It might be time to move on if …
Posted by: Matt Heusser
This morning I ran across a blog post by Ben Horowitz about managers who don’t have one-on-one meetings. In that post Ben drew a distinction between a ‘good organization’ and a ‘bad organization.’ According to Horowitz, people in bad organizations struggle to get anything done; the expectations are unclear, and the company culture fights any sort of forward progress.
Now believe it or not, I’m not going to say that, if you find yourself in a bad organization, you should immediately polish up your resume and move. There are just too many bad organizations for that; you’d be jumping ship every two months.
Instead, I’m going to assume that you are trying to stay, and hear some niggling, tingling voice in your ear that life is too short for this.
There are some things are are a bridge too far, that indicate, to me, it’s time to leave or transfer.

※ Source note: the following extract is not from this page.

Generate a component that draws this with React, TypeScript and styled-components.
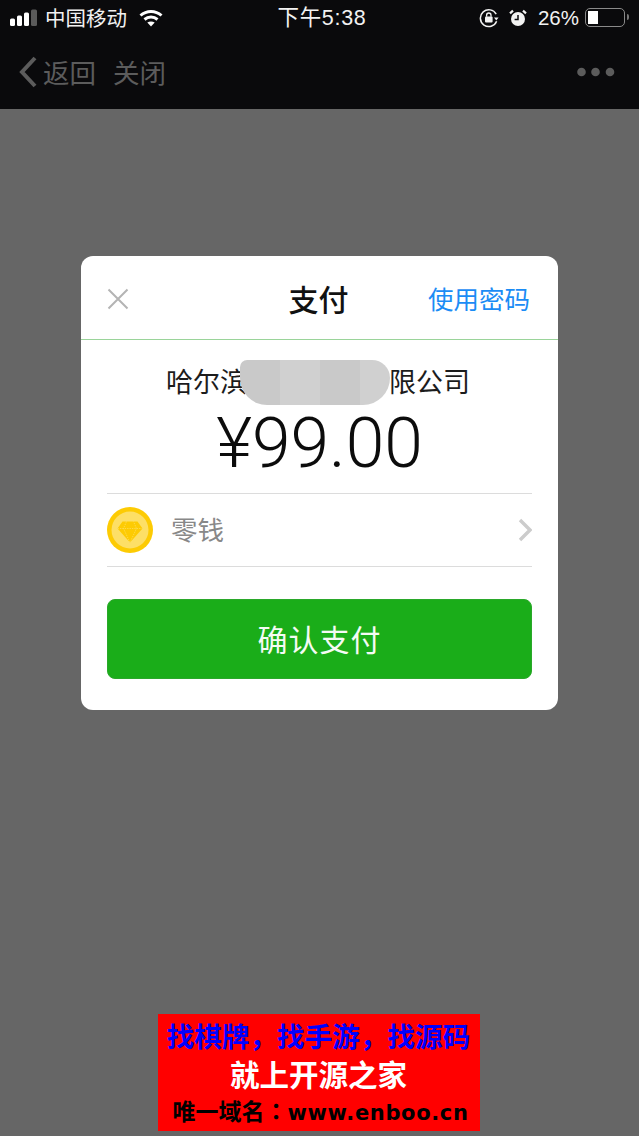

Here are my top three.
#1 - You get the reprimand that doesn’t make any sense.
Large companies have policies to get rid of a problem employee; the written reprimand is usually step two. If you get the reprimand, you have two options: Fight it through HR, or acknowledge the reprimand and create a personal improvement plan.
My experience tells me that people who fight the reprimand are gone in six months. Nobody really knows why, they just are. If you want to stay, you need to work on a PIP.

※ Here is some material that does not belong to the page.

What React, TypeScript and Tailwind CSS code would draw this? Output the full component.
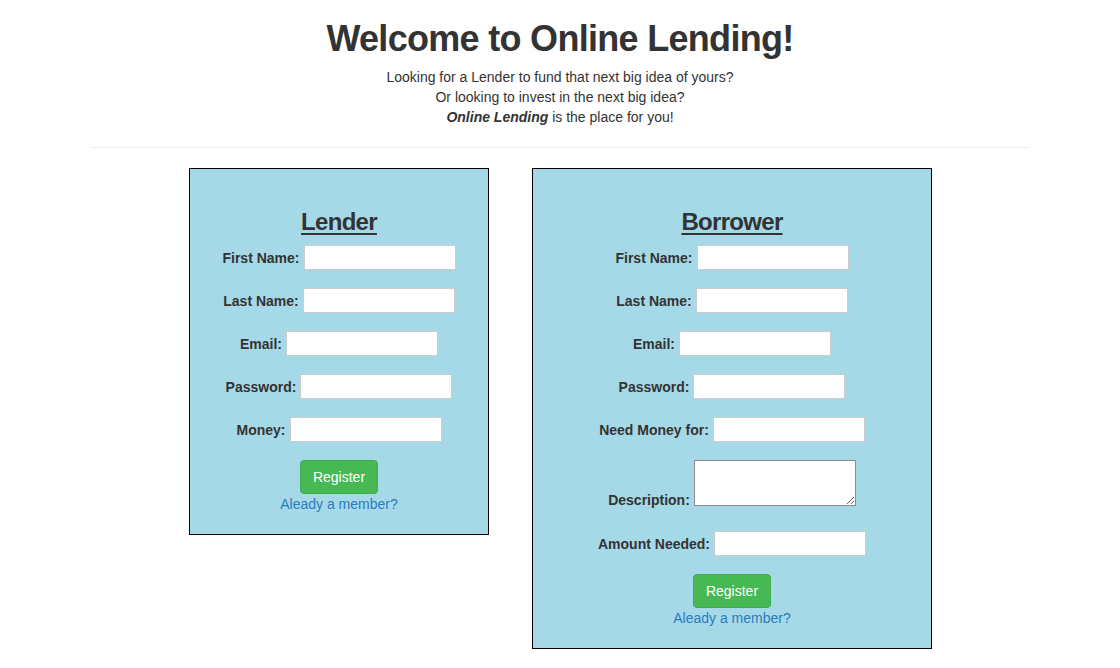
import React from "react";

interface Field {
  label: string;
  multiline?: boolean;
}

const lenderFields: Field[] = [
  { label: "First Name:" },
  { label: "Last Name:" },
  { label: "Email:" },
  { label: "Password:" },
  { label: "Money:" },
];

const borrowerFields: Field[] = [
  { label: "First Name:" },
  { label: "Last Name:" },
  { label: "Email:" },
  { label: "Password:" },
  { label: "Need Money for:" },
  { label: "Description:", multiline: true },
  { label: "Amount Needed:" },
];

function FormRow({ field }: { field: Field }) {
  if (field.multiline) {
    return (
      <div className="flex justify-center items-end gap-[4px] h-[46px] mb-[7px]">
        <label className="font-bold text-[14px] leading-[12px]">{field.label}</label>
        <textarea className="w-[162px] h-[46px] bg-white border border-[#8c8c8c] outline-none" />
      </div>
    );
  }
  return (
    <div className="flex justify-center items-center gap-[4px] h-[25px]">
      <label className="font-bold text-[14px] leading-[20px]">{field.label}</label>
      <input type="text" className="w-[152px] h-[25px] bg-white border border-[#cccccc] outline-none" />
    </div>
  );
}

function SignupCard({ title, fields, width }: { title: string; fields: Field[]; width: string }) {
  return (
    <div className={`${width} bg-[#a6d9e7] border border-black pt-[40px] pb-[20px] flex flex-col items-center`}>
      <h3 className="text-[24px] leading-[26px] h-[26px] font-bold tracking-[-0.7px] underline underline-offset-[3px]">
        {title}
      </h3>
      <div className="mt-[10px] flex flex-col gap-[18px] w-full">
        {fields.map((f) => (
          <FormRow key={f.label} field={f} />
        ))}
        <div className="flex flex-col items-center">
          <button className="h-[34px] px-[12px] rounded-[4px] bg-[#46b955] border border-[#3dae4b] text-white text-[14px]">
            Register
          </button>
          <a href="#" className="text-[14px] leading-[20px] text-[#2a7bbf]">
            Aleady a member?
          </a>
        </div>
      </div>
    </div>
  );
}

export default function App() {
  return (
    <div className="min-h-[668px] bg-white text-[#333333] font-['Liberation_Sans',Arial,sans-serif]">
      <div className="w-[940px] mx-auto">
        <div className="text-center">
          <h1 className="mt-[19px] text-[36px] leading-[40px] font-bold tracking-[-0.7px]">
            Welcome to Online Lending!
          </h1>
          <p className="mt-[8px] text-[14px] leading-[20px]">
            Looking for a Lender to fund that next big idea of yours?
            <br />
            Or looking to invest in the next big idea?
            <br />
            <b>
              <i>Online Lending</i>
            </b>{" "}
            is the place for you!
          </p>
        </div>
        <hr className="mt-[20px] border-t border-[#eeeeee]" />
        <div className="mt-[20px] ml-[99px] flex items-start gap-[43px]">
          <SignupCard title="Lender" fields={lenderFields} width="w-[300px]" />
          <SignupCard title="Borrower" fields={borrowerFields} width="w-[400px]" />
        </div>
      </div>
    </div>
  );
}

The problem is if the reprimand doesn’t make any sense. It is vague, or inconsistent. Example: In my only written reprimand ever, I was rebuked for not providing a leader with a document while I was away at a conference. I asked what document he was referring to, and he could not remember.
If the reprimand doesn’t make sense, then you can’t make a personal improvement plan. You’ve got nothing to fix.
It is time to sharpen up that resume, or, in my case, look for a manager to transfer to who’s expectations were clear and consistent.
#2 – You Are (Highly) Criticized for Telling the Truth
At the same organization, year after year, I got feedback to improve my people skills.
I took that feedback seriously. I read How To Win Friends and Influence People, and The Seven Habits of Highly Effective People, and Getting To Yes, I went to seminars and sought feedback from my friends.
Eventually I realized that no matter how much you I dressed it up, the company was putting me in a position to tell “no” to very powerful people — people who expected to hear ‘yes.’
The problem wasn’t the form, it was the message itself.
When I looked around for examples of how to handle the problem, the main alternative was to either become a ‘yes’ man, or, in the words of Dilbert Creator Scott Adams, to take the ‘weasel way’, finding some excuse or reason to keep myself off the hook.
Which brings me to reason number three.
#3 – The Company Is Rewarding the Wrong Behavior
It is one thing to work in a failing system, to have rules that aren’t helpful and slow everyone down. It is another entirely to work in a system where the people who are promoted are the game-players and abusers.
So take a moment and look at the people who have been promoted over the past few years. How do they act? Are you willing, and able, to act in that way? Does that sort of behavior align with your sense of ideals and values?
If yes, then your situation is fortunate. Stay in the fight, and keep me posted.
If you are not willing to act like that, but you are fine technically, you can probably keep your job … just don’t expect to be promoted.
If that isn’t enough — if you want that promotion — then it may just be time to move on.
Of course, those are just my top three reasons to think seriously about leaving.
What are yours?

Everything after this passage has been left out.